There are no options, warrants or other rights relating to the Common Stock, or
any contractual obligations of the Company to purchase, redeem or otherwise
acquire Common Stock. Upon the Closing, the Principals will own all of the
issued and outstanding capital stock of the Company, free and clear of any liens
and/or encumbrances.

        (i) Conflicting Instruments. The execution, delivery and performance of
this Agreement does not and will not violate any provision of the Company's
charter or by-laws, nor to the knowledge of iNTELEFILM does it conflict with or
violate any statute, ordinance, law or regulation.

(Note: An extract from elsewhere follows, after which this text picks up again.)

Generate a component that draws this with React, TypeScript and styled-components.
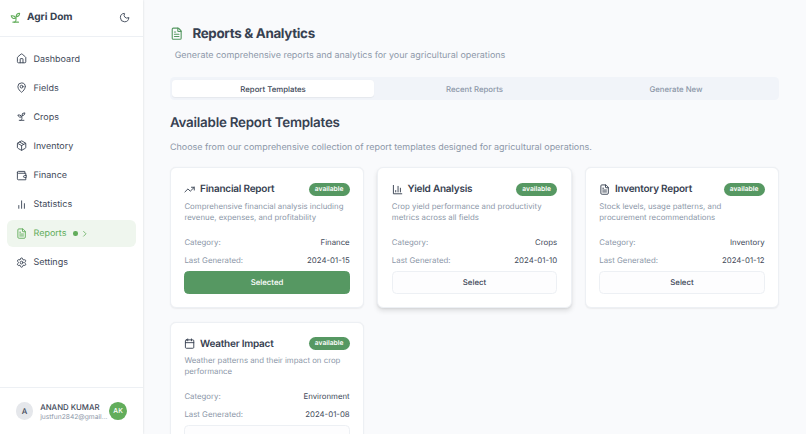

        (j) Third-Party Consents. iNTELEFILM is not required to obtain any third
party consents in order to enter into this Agreement or to consummate the
transactions contemplated thereby.

        (k)    Tax Matters.

               (i) The Company in a timely manner has filed all returns and
other reports required of it under all federal, state, local and foreign tax
laws to which it is subject and has paid all taxes shown due on all returns. All
such returns and reports are true, correct and complete in all material respects
and accurately set forth all items to the extent required to be reflected or
included in such returns by applicable federal, state, local or foreign tax
laws, regulations or rules. The Company has paid in full or set up an adequate
reserve in respect of all material taxes for the periods covered by such
returns, as well as all other material taxes, penalties, interest, fines,
deficiencies, assessments and governmental charges that have become due or
payable. There are no audits pending and iNTELEFILM has not received any notice
of a pending audit.

               (ii)   The Company is not a party to a tax sharing agreement or
similar arrangement.

               (iii) As used in this Agreement, the term "taxes" means any
federal, state, local and foreign income, alternative, add-on minimum tax, or
staff payroll tax, together with any interest, fine or penalty thereon, addition
to tax, additional amount, deficiency, assessment or governmental charge imposed
by any federal, state, local or foreign taxing authority.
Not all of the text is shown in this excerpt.